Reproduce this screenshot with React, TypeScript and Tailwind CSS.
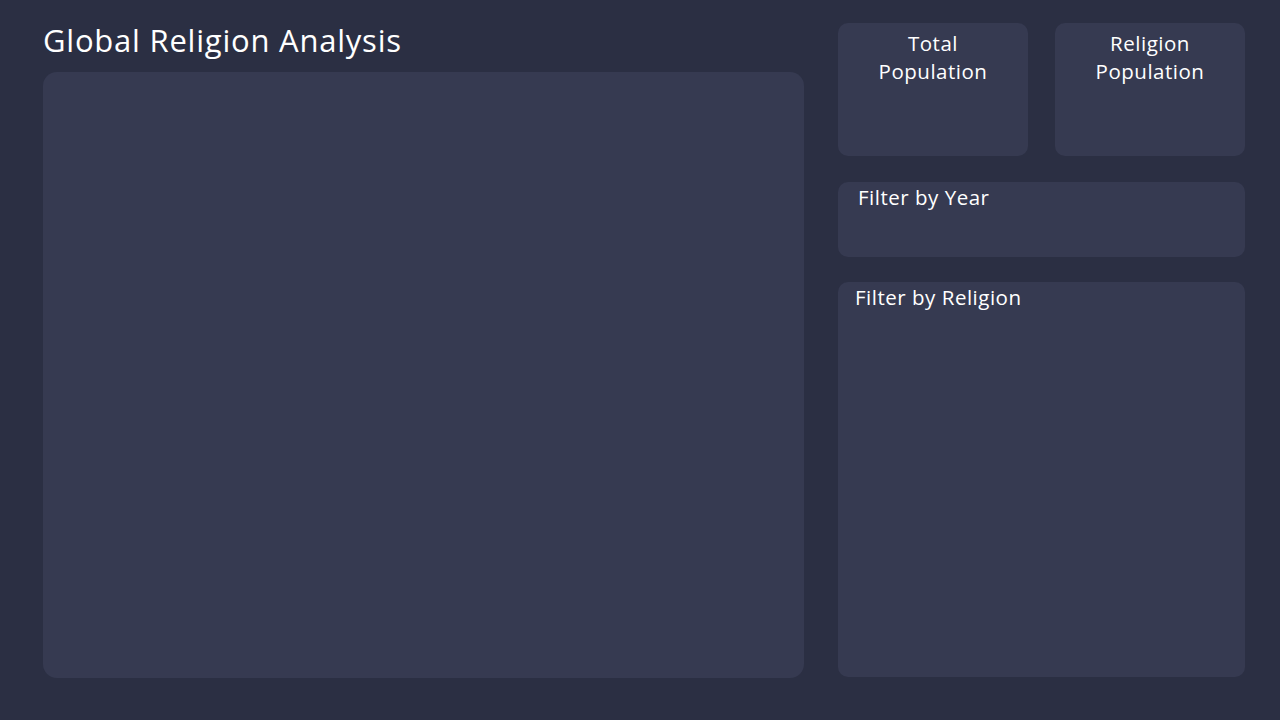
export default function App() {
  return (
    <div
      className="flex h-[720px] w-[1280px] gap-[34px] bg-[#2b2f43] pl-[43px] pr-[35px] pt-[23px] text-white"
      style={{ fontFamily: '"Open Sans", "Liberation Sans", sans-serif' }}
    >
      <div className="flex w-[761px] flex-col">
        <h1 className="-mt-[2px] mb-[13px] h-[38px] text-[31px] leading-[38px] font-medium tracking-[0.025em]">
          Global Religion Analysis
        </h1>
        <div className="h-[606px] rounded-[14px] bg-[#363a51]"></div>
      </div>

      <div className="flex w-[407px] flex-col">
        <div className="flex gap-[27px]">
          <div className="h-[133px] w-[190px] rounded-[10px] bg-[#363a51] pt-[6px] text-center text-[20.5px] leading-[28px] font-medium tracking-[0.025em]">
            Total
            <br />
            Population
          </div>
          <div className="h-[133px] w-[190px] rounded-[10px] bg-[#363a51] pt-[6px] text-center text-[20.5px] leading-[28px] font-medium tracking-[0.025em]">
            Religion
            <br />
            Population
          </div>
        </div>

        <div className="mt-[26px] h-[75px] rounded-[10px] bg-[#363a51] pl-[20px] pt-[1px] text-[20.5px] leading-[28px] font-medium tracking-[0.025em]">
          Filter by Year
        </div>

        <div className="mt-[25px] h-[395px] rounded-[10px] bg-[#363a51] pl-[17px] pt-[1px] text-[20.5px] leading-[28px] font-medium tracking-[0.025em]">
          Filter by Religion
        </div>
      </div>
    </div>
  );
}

═══

Leave out the pictures and retype every line above exactly.

Reproduce this screenshot with React, TypeScript and Tailwind CSS.
export default function App() {
  return (
    <div
      className="flex h-[720px] w-[1280px] gap-[34px] bg-[#2b2f43] pl-[43px] pr-[35px] pt-[23px] text-white"
      style={{ fontFamily: '"Open Sans", "Liberation Sans", sans-serif' }}
    >
      <div className="flex w-[761px] flex-col">
        <h1 className="-mt-[2px] mb-[13px] h-[38px] text-[31px] leading-[38px] font-medium tracking-[0.025em]">
          Global Religion Analysis
        </h1>
        <div className="h-[606px] rounded-[14px] bg-[#363a51]"></div>
      </div>

      <div className="flex w-[407px] flex-col">
        <div className="flex gap-[27px]">
          <div className="h-[133px] w-[190px] rounded-[10px] bg-[#363a51] pt-[6px] text-center text-[20.5px] leading-[28px] font-medium tracking-[0.025em]">
            Total
            <br />
            Population
          </div>
          <div className="h-[133px] w-[190px] rounded-[10px] bg-[#363a51] pt-[6px] text-center text-[20.5px] leading-[28px] font-medium tracking-[0.025em]">
            Religion
            <br />
            Population
          </div>
        </div>

        <div className="mt-[26px] h-[75px] rounded-[10px] bg-[#363a51] pl-[20px] pt-[1px] text-[20.5px] leading-[28px] font-medium tracking-[0.025em]">
          Filter by Year
        </div>

        <div className="mt-[25px] h-[395px] rounded-[10px] bg-[#363a51] pl-[17px] pt-[1px] text-[20.5px] leading-[28px] font-medium tracking-[0.025em]">
          Filter by Religion
        </div>
      </div>
    </div>
  );
}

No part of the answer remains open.